Until a
couple of months back, i was a happy man, content with myself and my
indulgences. Life was a piece of cake that I was eating happily and
lazily. 
But this was until I was forced to look beyond myself and some jealous types creatures
who
started filling my mind with words of worldly desires, pointing out the
meaningless of my life and challenging my notion of individuality and
upright existence (like living alone and for myself was a sin
...surely
these guys deserved a copy of Ayn Rand's Fountainhead. I however doubt
it would have made any difference to the deep rooted notion of social
existence...). In other words, you can understand that i was hardly
convinced by their logic and their endeavors had little effect on me: 
The
change of status of friends on Facebook, their happy faces on their
reception/wedding ceremonies, the effervescent smile on the honeymoon
pictures used to amuse me to no end (Yes Mt Einstein...man's stupidity
has indeed no limit).
But then
she came in my life, suddenly and unexpectedly. She was a formidable
opponent but I too was a valiant knight. I was confident that my weapons
of logic, laid-backness and my mastery on human psychology (oh
ye..) are more than a match for her.
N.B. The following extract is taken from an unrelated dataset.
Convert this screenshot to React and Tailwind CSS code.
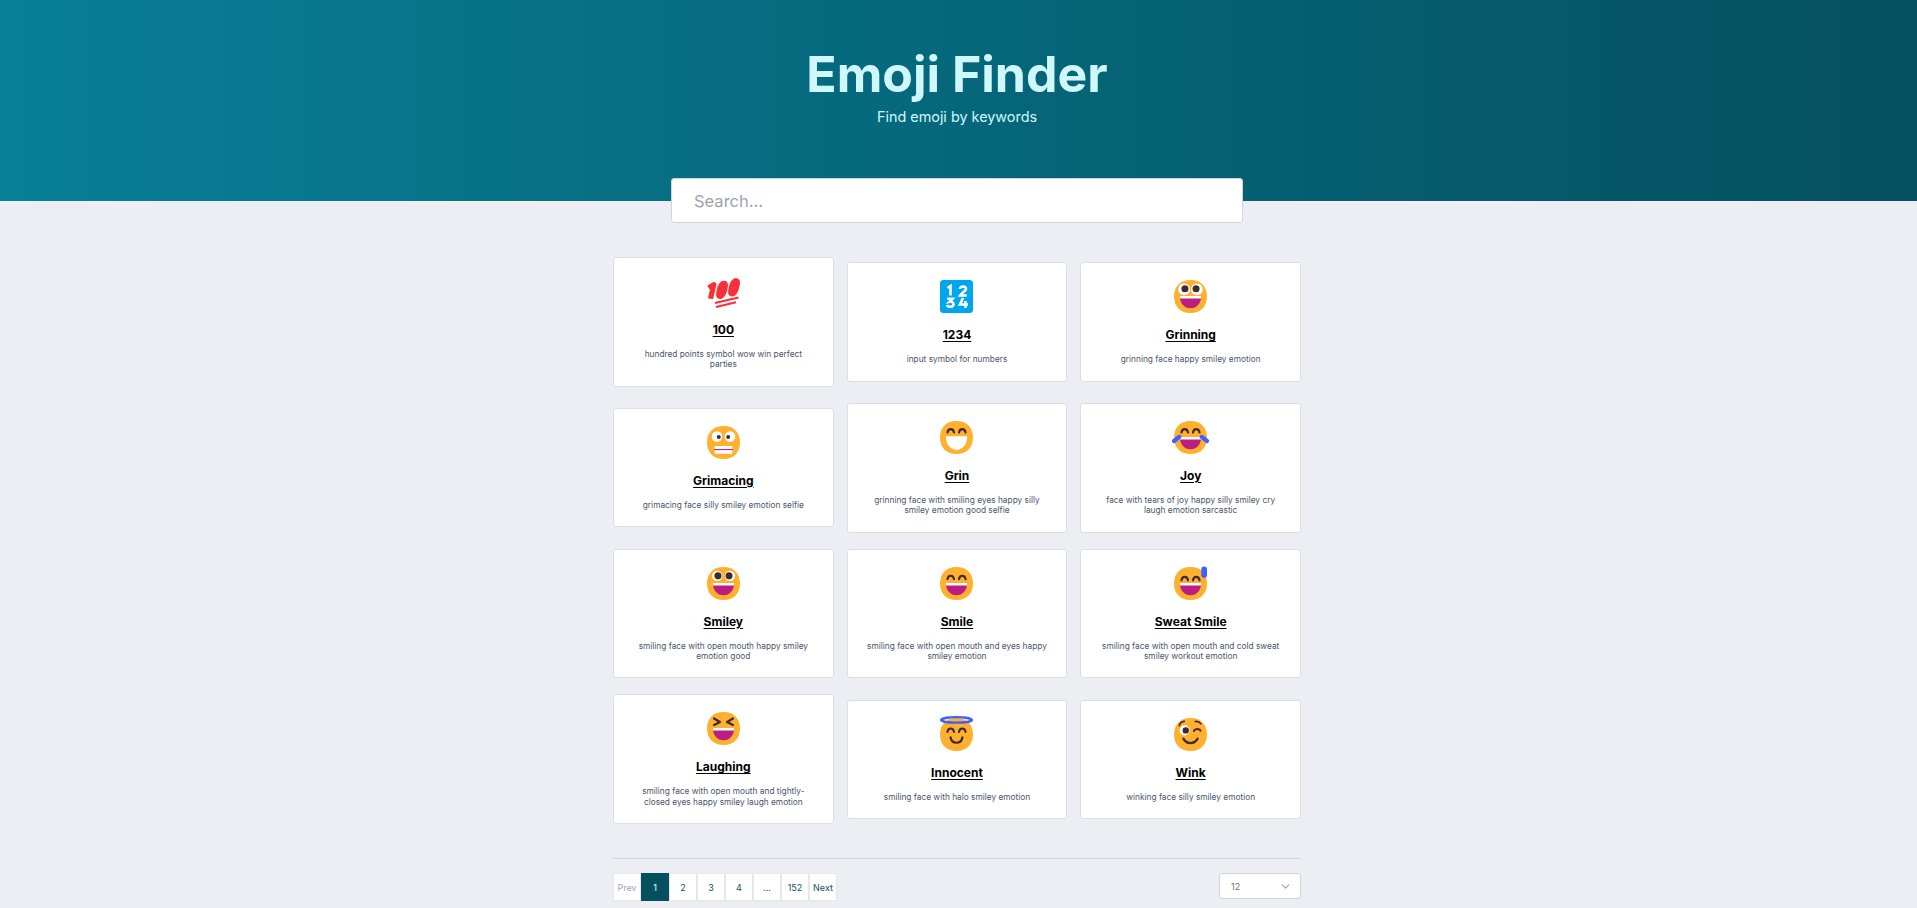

And I’ll make her bite the dust in
time less than what Rohit Sharma takes to return to pavilion. 
Now, when
I look back, I think this confidence cost me dearly. Guys, I was
defeated and was made to surrender. It was a bloody and treacherous
battle and - if it gives some consolation to my friends- I had fought
bravely. 
Today, I am defeated and fallen. Strangely though, I don't look for resurrection. I am happier.